The author of more than a dozen books on outdoor recreation, Molly writes in a direct, conversational tone. She spent years as an outdoor educator, working for the National Outdoor Leadership School (NOLS)—the school has campuses both internationally and nationally, including a Teton Valley branch—and reading her book imparts the wry humor and vast knowledge of many in that field. It gives the impression she has been in a raft since diapers, but that’s not quite true.

“I’m not a rafter. I don’t know how to raft,” Molly says. “The thing that was interesting was coming at the book as someone who doesn’t know much.” Although she is no stranger to river trips via canoe or raft (Molly has been on three Grand Canyon, five Main Salmon, and four Gates of Lodore [Green River] trips, to name a few), when on river trips, she is usually in a small boat, like an inflatable kayak or canoe, supported by rafts (or a passenger on one).

Writing a book is less about knowing your content before you open the computer, Molly says, and more about gathering the necessary knowledge to arrange it in a manner useful to the reader. As an experienced author, she knows how to conduct research; and, with her background in multiday canoeing trips, she had enough knowledge to embark on the project after a friend suggested that she take on whitewater rafting as her next topic.

Not already knowing “everything” about rafting armed the author with the capacity to ask the questions a beginner might, and that shines through in the writing. Like a course in whitewater rafting, the book begins with basics: the gear you’ll need, commands to learn, raft design and construction, and so forth.

With that foundation laid, the book delves into the skills one needs to pilot their own raft. Nothing substitutes for experience, but a good read of Molly’s book will give you a leg up when you’re on the water trying to run your first rapid. Before you drop in, you might even hear her editorial voice, saying, “If you put your raft in the right flow, you often can avoid fighting the force of the river.”

Many writers seek out knowledgeable friends for advice and editing when crafting a book, and Molly is no exception. She turned to some names Teton Valley citizens, particularly rafting enthusiasts, will recognize. She thanks Ari Kotler, Don Sharaf, Tim Burnham, and her husband Allen O’Bannon, among many others, for helping her translate her river trips and the knowledge gained from experts into a convenient volume.

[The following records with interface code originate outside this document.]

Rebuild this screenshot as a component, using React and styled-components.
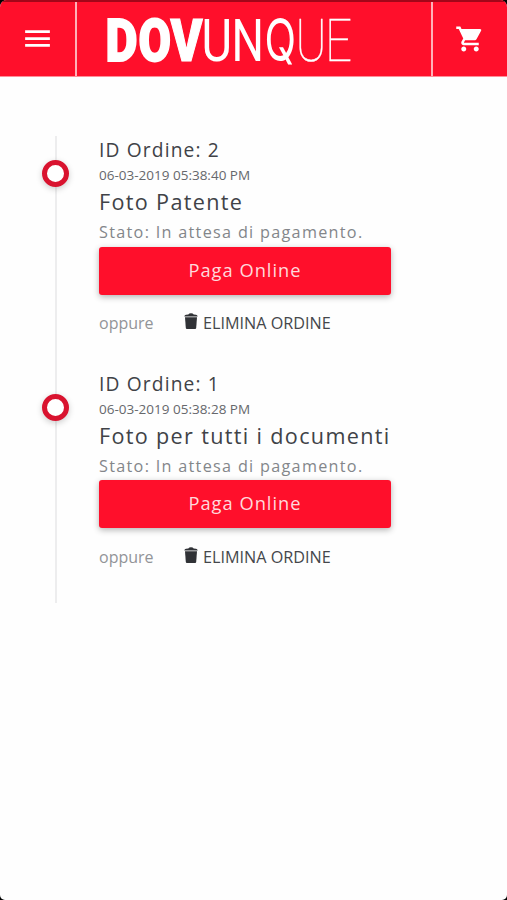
import React from 'react';
import styled, {createGlobalStyle} from "styled-components";
import {MdMenu, MdShoppingCart} from "react-icons/md";

const orders = [
    {id: 2, date: '06-03-2019 05:38:40 PM', title: 'Foto Patente'},
    {id: 1, date: '06-03-2019 05:38:28 PM', title: 'Foto per tutti i documenti'},
];

// every letter of the logo has its own width and weight
const letters = [
    {char: 'D', x: 0.5, width: 32, weight: 900, stroke: 1.8},
    {char: 'O', x: 33.5, width: 32.5, weight: 900, stroke: 1.8},
    {char: 'V', x: 65.5, width: 32, weight: 900, stroke: 1.2},
    {char: 'U', x: 96.5, width: 30.5, weight: 400, stroke: 0},
    {char: 'N', x: 126.5, width: 32.5, weight: 400, stroke: 0},
    {char: 'Q', x: 159.5, width: 31.5, weight: 400, stroke: 0},
    {char: 'U', x: 190.5, width: 31, weight: 100, stroke: 0.4},
    {char: 'E', x: 220, width: 27, weight: 100, stroke: 0.3},
];

const Logo = () => (
    <LogoSvg width="255" height="74" viewBox="0 0 255 74">
        {letters.map(({char, x, width, weight, stroke}) => (
            <Letter key={x} x={x} y="59" $char={char} fontWeight={weight} textLength={width} lengthAdjust="spacingAndGlyphs" strokeWidth={stroke}>{char}</Letter>
        ))}
    </LogoSvg>
);

const Order = ({order}) => {
    return (
        <Item>
            <Dot />
            <OrderId>ID Ordine: {order.id}</OrderId>
            <OrderDate>{order.date}</OrderDate>
            <OrderTitle>{order.title}</OrderTitle>
            <Status>Stato: In attesa di pagamento.</Status>
            <PayButton>Paga Online</PayButton>
            <ItemFooter>
                <Or>oppure</Or>
                <DeleteButton>
                    <svg width="14" height="16" viewBox="0 0 14 16" fill="#303236">
                        <path d="M0.3 3.4Q.6 2 2 1.8L4.3 1.5Q5 .2 7 .2t2.7 1.3l2.3.3q1.4.2 1.7 1.6z" />
                        <path d="M1 4.3h12L12.2 15q-.1 1-1.1 1H2.9q-1 0-1.1-1z" />
                    </svg>
                    <span>ELIMINA ORDINE</span>
                </DeleteButton>
            </ItemFooter>
        </Item>
    );
};

const App = () => {
    return (
        <Frame>
            <GlobalStyle />
            <Page>
                <Header>
                    <HeaderButton aria-label="Menu"><MdMenu size={33} /></HeaderButton>
                    <Brand><Logo /></Brand>
                    <HeaderButton aria-label="Carrello"><MdShoppingCart size={30} /></HeaderButton>
                </Header>
                <Timeline>
                    {orders.map(order => <Order key={order.id} order={order} />)}
                </Timeline>
            </Page>
        </Frame>
    );
};

export default App;

const GlobalStyle = createGlobalStyle`
    * {
        box-sizing: border-box;
        margin: 0;
        padding: 0;
    }
    body {
        font-family: "Open Sans", "Noto Sans", sans-serif;
        background: #000;
    }
`;

const Frame = styled.div`
    height: 900px;
    background: #000;
`;

const Page = styled.div`
    height: 900px;
    overflow: hidden;
    border-radius: 7px 7px 5px 5px;
    background: #fefefe;
`;

const Header = styled.header`
    display: grid;
    grid-template-columns: 75px 1fr 74px;
    height: 77px;
    background: #ff0f2b;
    border-top: 2px solid #a30619;
    border-bottom: 1px solid #ff8d98;
    color: #fff;
`;

const HeaderButton = styled.button`
    display: flex;
    align-items: center;
    justify-content: center;
    padding-bottom: 1px;
    border: 0;
    background: none;
    color: #fff;
`;

const Brand = styled.div`
    display: flex;
    align-items: flex-start;
    padding-left: 28px;
    border-left: 2px solid #ffb1b8;
    border-right: 2px solid #ffb1b8;
`;

const LogoSvg = styled.svg`
    fill: #fff;
    stroke: #fff;
`;

const Letter = styled.text`
    font-family: ${({$char}) => $char === 'Q' ? 'Inter' : 'Roboto'}, sans-serif;
    font-size: ${({$char}) => $char === 'Q' ? '58.5px' : '60px'};
`;

const Timeline = styled.main`
    margin: 59px 0 0 55px;
    border-left: 2px solid #ededee;
`;

const Item = styled.section`
    position: relative;
    display: flex;
    flex-direction: column;
    height: 233.6px;
    padding-left: 42px;
`;

const Dot = styled.i`
    position: absolute;
    left: -15px;
    top: 24px;
    width: 27px;
    height: 27px;
    border: 5.5px solid #d9132f;
    border-radius: 50%;
    background: #fff;
    box-shadow: 0 2px 6px rgba(0, 0, 0, 0.2);
`;

const OrderId = styled.h3`
    font-size: 19.2px;
    font-weight: 400;
    line-height: 28px;
    letter-spacing: 1.15px;
    color: #404247;
`;

const OrderDate = styled.p`
    font-size: 13.5px;
    line-height: 22px;
    color: #66686c;
`;

const OrderTitle = styled.h2`
    font-size: 21.6px;
    font-weight: 400;
    line-height: 32px;
    letter-spacing: 1.33px;
    color: #404247;
`;

const Status = styled.p`
    font-size: 16.2px;
    line-height: 29px;
    letter-spacing: 1.3px;
    color: #83868a;
`;

const PayButton = styled.button`
    flex: none;
    width: 292px;
    height: 48px;
    margin-top: -0.3px;
    padding-bottom: 2px;
    border: 0;
    border-radius: 3px;
    background: #ff0f2b;
    box-shadow: 0 2px 6px rgba(0, 0, 0, 0.3);
    font: 400 18.3px/46px "Open Sans", sans-serif;
    letter-spacing: 1px;
    color: #ffd9dc;
`;

const ItemFooter = styled.div`
    display: flex;
    align-items: center;
    height: 24px;
    margin-top: 16.3px;
`;

const Or = styled.span`
    width: 85px;
    font-size: 16px;
    color: #929498;
`;

const DeleteButton = styled.button`
    display: flex;
    align-items: center;
    gap: 5px;
    border: 0;
    background: none;
    font: 400 16.2px/24px "Open Sans", sans-serif;
    color: #45474b;
    >svg {
        margin-bottom: 4px;
    }
`;
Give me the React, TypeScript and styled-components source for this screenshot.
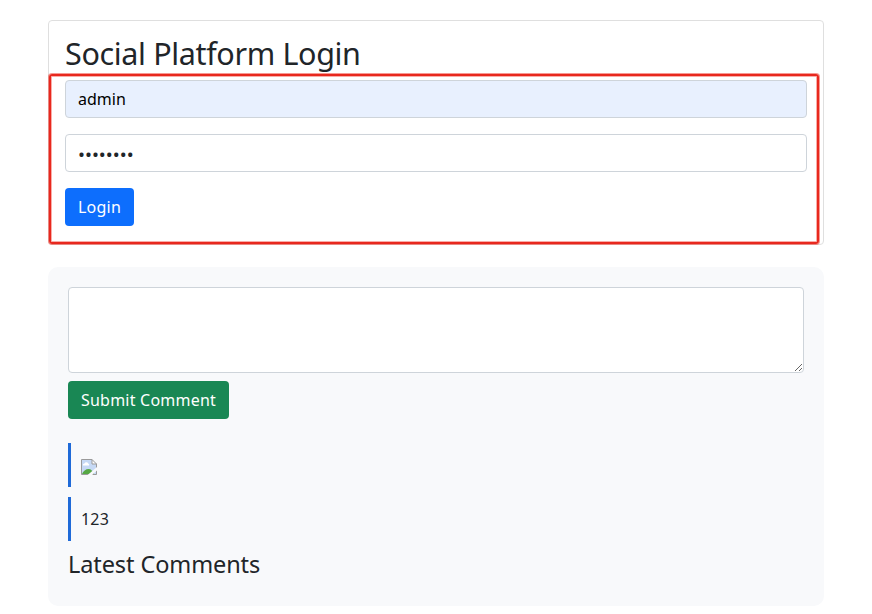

In particular, that knowledge comes in handy in the technical sections, for particulars such as reading water or boat repair. But it provides invaluable content for the concluding chapters, which delve into what most readers aspire to do: multi-day expeditions.

Day trips, like the one taking in Lunch Counter rapids on the Snake River south of Jackson, are incredible and exciting ways to spend a summer Saturday. But expeditions are where real memories are forged: those of sheer canyon walls, bonfires kicking sparks into starry night skies, and al fresco meals in wild places shared with good friends.

Molly’s book jumps headlong into the need-to-know details of river camping, with advice on everything from how to properly manage the ice in a cooler to how to pee at night in a bucket to avoid venturing down to the shoreline. She includes just about everything you might want or need to know, even things you wouldn’t have thought would be important. With sections on river rescue, field repair, river-specific first aid, and dream trips you might quit your job to do, the book encompasses enough information that even those with trips under their belt might learn a couple of things.

In true outdoor-educator fashion, Molly deflects praise for her book back onto others, and points out the true value of the book is to the reader.

“I don’t take credit for the idea, nor the credit for the expertise,” she says. “I do have a lot of passion for being on river trips, and I want the book to help people get out on rivers.”